The original Nvidia chip, the NV1, was based on quadratic surfaces instead of the polygon based method that is currently used by everyone’s graphics hardware. Using CUDA it should be possible to re-implement this quadratic approach with reasonable performance. It would be interesting to see the graphics that would result in an environment that supports true curved surfaces, i.e. the universe that would have resulted from widespread adoption of the NV1 approach.
That’s cool.
Do you have a link for the math involved?
Also, where does one get quadratic models?
Quadratic patches aren’t exactly the ideal curved surface primitive (if I remember correctly they can’t even represent a sphere accurately), which is why most applications use cubic patches or subdivision surfaces these days. It would be a strange looking universe indeed if the NV1 approach had been successful!
People have started doing this kind of thing in CUDA:
[url=“http://www.idav.ucdavis.edu/func/return_pdf?pub_id=952”]http://www.idav.ucdavis.edu/func/return_pdf?pub_id=952[/url]

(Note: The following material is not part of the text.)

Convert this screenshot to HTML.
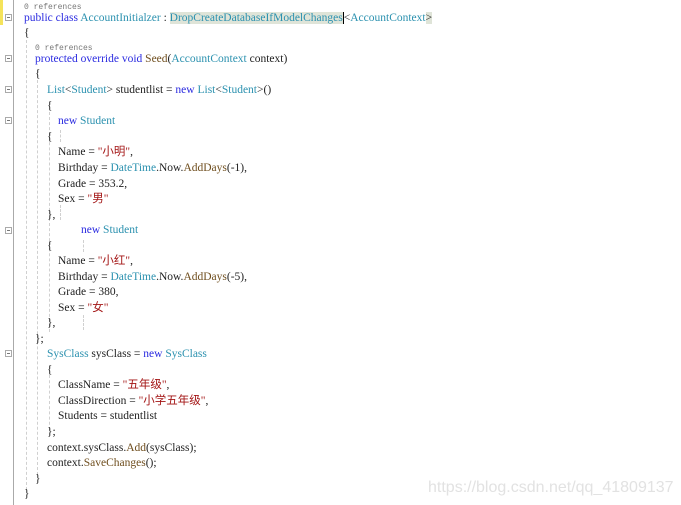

You can also do surface evaluation on current hardware using instanced tessellation:
[url=“NVIDIA Direct3D SDK 10 Code Samples”]http://developer.download.nvidia.com/SDK/1...cedTessellation[/url]
DirectX11 will have support for tessellation in hardware:
[url=“http://developer.nvidia.com/object/siggraph-2008-Subdiv.html”]http://developer.nvidia.com/object/siggraph-2008-Subdiv.html[/url]
A sphere is definitely a quadratic surface. I think the perceived virture of quadratic surfaces was the ease with which ray intersections and surface normals could be computed. I expect that stitching pieces together and modeling general shapes were the problems that lead to the early demise of this approach. The jump to cubic patches was most probably selected to help with the stitching problem. I do not think that any level of polynomial modeling is a practical method for realistic modeling. My interest in the issue is to see what sort of weirdness might emerge by adopting the quadratic limitations.
Thanks for the interesting links.
You might try digging through the POV ray tracing source code. I believe that they support quadratic surfaces.
Quadratic surfaces are not the same as quadratic patches.
A quadratic surface is an implicitly defined solution to a quadratic equation… that’s spheres, planes. ellipses, hyperboloids, and paraboloids.
A quadratic patch is a 2D patch PARAMETERIZED by a quadratic function in a UV parameterization coordinate system.
So a UV 2D point is some 3D point given by X=A+BU+CV+DUV+EUU+FVV, similarly for Y and Z.
Quadratic patches are easy to evaluate and scan convert (a scanline rasterization becomes a simple quadratic, and evaluating THAT can be done without even any multiplies! [using a second order DDA, a common trick…] This was the big appeal of using them as a rasterization primative.
Quadratic SURFACES are not easy to rasterize in general, though they have a mathematical elegance in raytracing them.